Menag RI Yaqut Cholil Qoumas mengumumkan bahwa Indonesia kembali mendapat kuota haji 221.000 jemaah pada 2024 nanti. (FOTO: MCH PPIH ARAB SAUDI 2023)

Liputan6.com, Jakarta - Pemerintah Indonesia melalui Kementerian Agama (Kemenag) segera bersiap untuk menyongsong penyelenggaraan haji 1445 H/2024 M. Hal ini seiring dengan penyelenggaraan ibadah haji 1444 H/2023 M yang sudah sampai fase akhir, yakni pemulangan jemaah haji ke Tanah Air.

Pasalnya, pemerintah Arab Saudi sudah menetapkan kuota haji Indonesia tahun depan sebanyak 221.000 jemaah. Bersamaan itu telah diumumkan tahapan persiapan, mulai 16 September 2023. Sementara untuk proses pemvisaan akan berakhir pada 29 April 2024 atau sekitar 10 hari sebelum mulai dibukanya fase keberangkatan jemaah haji ke Arab Saudi.

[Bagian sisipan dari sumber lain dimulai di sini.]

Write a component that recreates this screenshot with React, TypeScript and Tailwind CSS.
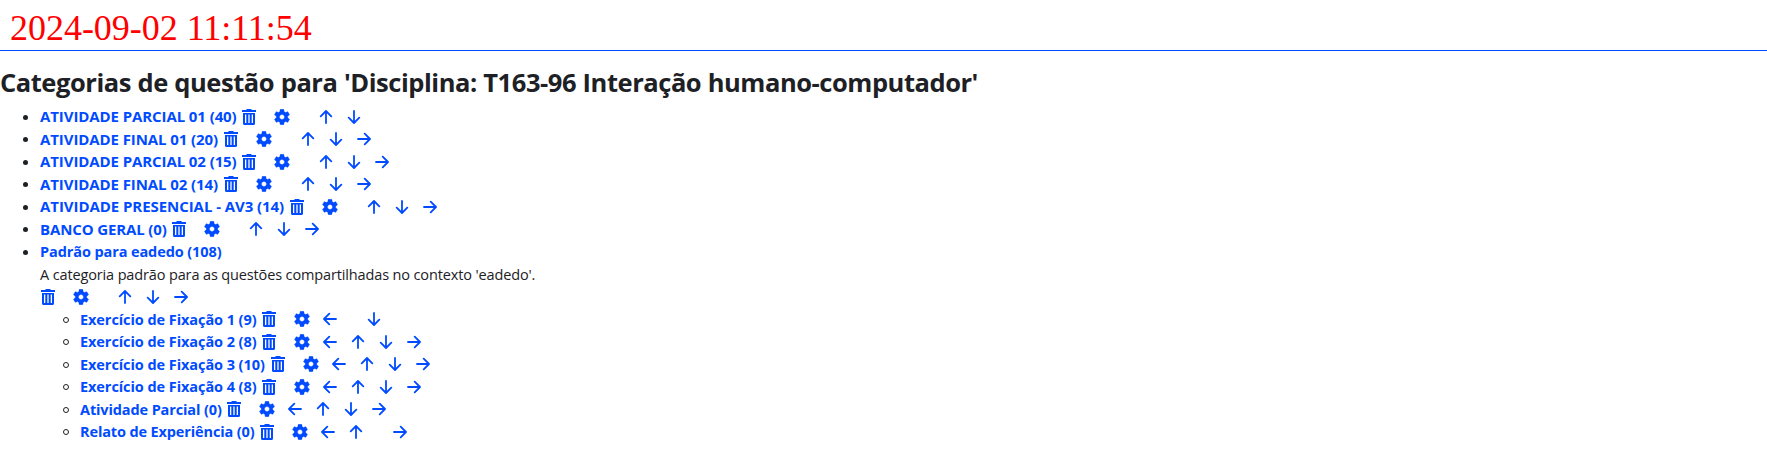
import React from "react";

const TRASH = "M4.500 0h5v1H14v2H0V1h4.500zM1 4h12v10.500a1.500 1.500 0 0 1-1.500 1.500h-9A1.500 1.500 0 0 1 1 14.500zM3 5.500V14H4.300V5.500zM6.350 5.500V14H7.650V5.500zM9.700 5.500V14H11V5.500z";
const GEAR = "M19.14 12.94c.04-.3.06-.61.06-.94 0-.32-.02-.64-.07-.94l2.030-1.580c.18-.14.23-.41.12-.61l-1.920-3.320c-.12-.22-.37-.29-.59-.22l-2.390.96c-.5-.38-1.030-.7-1.620-.94l-.36-2.540c-.04-.24-.24-.41-.48-.41h-3.840c-.24 0-.43.17-.47.41l-.36 2.540c-.59.24-1.130.57-1.620.94l-2.390-.96c-.22-.08-.47 0-.59.22L2.740 8.870c-.12.21-.08.47.12.61l2.030 1.580c-.05.3-.09.63-.09.94s.02.64.07.94l-2.030 1.580c-.18.14-.23.41-.12.61l1.920 3.320c.12.22.37.29.59.22l2.390-.96c.5.38 1.030.7 1.620.94l.36 2.540c.05.24.24.41.48.41h3.840c.24 0 .44-.17.47-.41l.36-2.540c.59-.24 1.130-.56 1.620-.94l2.390.96c.22.08.47 0 .59-.22l1.920-3.320c.12-.22.07-.47-.12-.61l-2.010-1.580zM12 15.100c-1.700 0-3.100-1.400-3.100-3.100s1.400-3.100 3.100-3.100 3.100 1.400 3.100 3.100-1.400 3.100-3.100 3.100z";

const ROTATION: Record<string, string> = {
  U: "",
  R: "rotate-90",
  D: "rotate-180",
  L: "-rotate-90",
};

/* Each move is U, D, L or R; "_" keeps the narrow gap of an unavailable move. */
function Actions({ moves }: { moves: string }) {
  return (
    <span className="flex h-full items-center text-[#004bff]">
      <span className="w-[26.5px] pl-px">
        <svg viewBox="0 0 14 16" className="h-[16px] w-[14px]" fill="currentColor" fillRule="evenodd">
          <path d={TRASH} />
        </svg>
      </span>
      <span className="mr-[0.5px] flex w-7 justify-center">
        <svg viewBox="2 2 20 20" className="h-[16px] w-[16px]" fill="currentColor" stroke="currentColor" strokeWidth="0.4">
          <path d={GEAR} />
        </svg>
      </span>
      {moves.split("").map((m, i) =>
        m === "_" ? (
          <span key={i} className="w-4" />
        ) : (
          <span key={i} className="flex w-7 justify-center">
            <svg viewBox="0 0 14 14" className={`h-3.5 w-3.5 ${ROTATION[m]}`} fill="none" stroke="currentColor" strokeWidth="1.8" strokeLinecap="round" strokeLinejoin="round">
              <path d="M7 13V1.200M1.700 6.300 7 1l5.300 5.300" />
            </svg>
          </span>
        ),
      )}
    </span>
  );
}

type Item = { label: string; box: string; moves?: string };

const MAIN: Item[] = [
  { label: "ATIVIDADE PARCIAL 01 (40)", box: "w-[201px] tracking-[-0.09px]", moves: "_UD" },
  { label: "ATIVIDADE FINAL 01 (20)", box: "w-[183px] tracking-[-0.09px]", moves: "_UDR" },
  { label: "ATIVIDADE PARCIAL 02 (15)", box: "w-[201px] tracking-[-0.09px]", moves: "_UDR" },
  { label: "ATIVIDADE FINAL 02 (14)", box: "w-[183px] tracking-[-0.09px]", moves: "_UDR" },
  { label: "ATIVIDADE PRESENCIAL - AV3 (14)", box: "w-[249px] tracking-[-0.06px]", moves: "_UDR" },
  { label: "BANCO GERAL (0)", box: "w-[131px] tracking-[-0.13px]", moves: "_UDR" },
  { label: "Padrão para eadedo (108)", box: "w-[187px] pt-[2px] text-[14.5px] tracking-[-0.1px]" },
];

const NESTED: Item[] = [
  { label: "Exercício de Fixação 1 (9)", box: "w-[181px] pt-[2px] text-[14.5px] tracking-[-0.07px]", moves: "L_D" },
  { label: "Exercício de Fixação 2 (8)", box: "w-[181px] pt-[2px] text-[14.5px] tracking-[-0.07px]", moves: "LUDR" },
  { label: "Exercício de Fixação 3 (10)", box: "w-[190px] pt-[2px] text-[14.5px] tracking-[-0.07px]", moves: "LUDR" },
  { label: "Exercício de Fixação 4 (8)", box: "w-[181px] pt-[2px] text-[14.5px] tracking-[-0.07px]", moves: "LUDR" },
  { label: "Atividade Parcial (0)", box: "w-[146px] pt-[2px] text-[14.5px] tracking-[-0.12px]", moves: "LUDR" },
  { label: "Relato de Experiência (0)", box: "w-[179px] pt-[2px] text-[14.5px] tracking-[-0.13px]", moves: "LU_R" },
];

function Row({ item, nested }: { item: Item; nested?: boolean }) {
  return (
    <li className="flex h-[22.5px] items-center">
      <span className="flex w-10 shrink-0 items-center pl-[23px] pt-px">
        <span className={nested ? "h-1.5 w-1.5 rounded-full border border-[#1d2125]" : "h-[5px] w-[5px] rounded-full bg-[#1d2125]"} />
      </span>
      <a className={`shrink-0 whitespace-nowrap font-bold text-[#004bff] ${item.box}`}>{item.label}</a>
      {item.moves && <Actions moves={item.moves} />}
    </li>
  );
}

export default function App() {
  return (
    <div className="h-[475px] w-full overflow-hidden bg-white font-['Open_Sans','Noto_Sans',sans-serif] text-[15px] leading-[22.5px] text-[#1d2125]">
      <header className="h-[51px] border-b border-[#004bff] pl-[10px] pt-[8px] font-['Liberation_Serif',serif] text-[36px] leading-[41px] tracking-[-0.03px] text-[#ff0000]">
        2024-09-02 11:11:54
      </header>
      <h2 className="mt-4 h-[38.4px] whitespace-nowrap text-[25.5px] font-bold leading-[31px] tracking-[-0.45px] [word-spacing:0.4px]">
        Categorias de questão para 'Disciplina: T163-96 Interação humano-computador'
      </h2>
      <ul>
        {MAIN.map((item) => (
          <Row key={item.label} item={item} />
        ))}
      </ul>
      <div className="pl-10">
        <p className="h-[22.5px] whitespace-nowrap pt-px text-[14.5px] tracking-[-0.135px]">A categoria padrão para as questões compartilhadas no contexto 'eadedo'.</p>
        <div className="h-[22.5px]">
          <Actions moves="_UDR" />
        </div>
        <ul>
          {NESTED.map((item) => (
            <Row key={item.label} item={item} nested />
          ))}
        </ul>
      </div>
    </div>
  );
}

Menteri Agama (Menag) Yaqut Cholil Qoumas menegaskan, pihaknya akan mempercepat persiapan haji 2024. Menurutnya, percepatan yang dilakukan Saudi harus segera direspons. Apalagi masa berakhir pemvisaan jemaah haji tahun depan jauh lebih awal ketimbang tahun ini.

"Kalau kita bandingkan dengan haji tahun ini, dua hari sebelum closing date itu kita masih bisa melakukan pemvisaan. Nah tahun depan, hampir dua bulan sebelum closing date sudah tidak ada lagi proses pemvisaan. Artinya dia akan berjalan lebih cepat prosesnya," ujarnya di Bandara Internasional King Abdul Aziz, Jeddah, Kamis (6/7/2023).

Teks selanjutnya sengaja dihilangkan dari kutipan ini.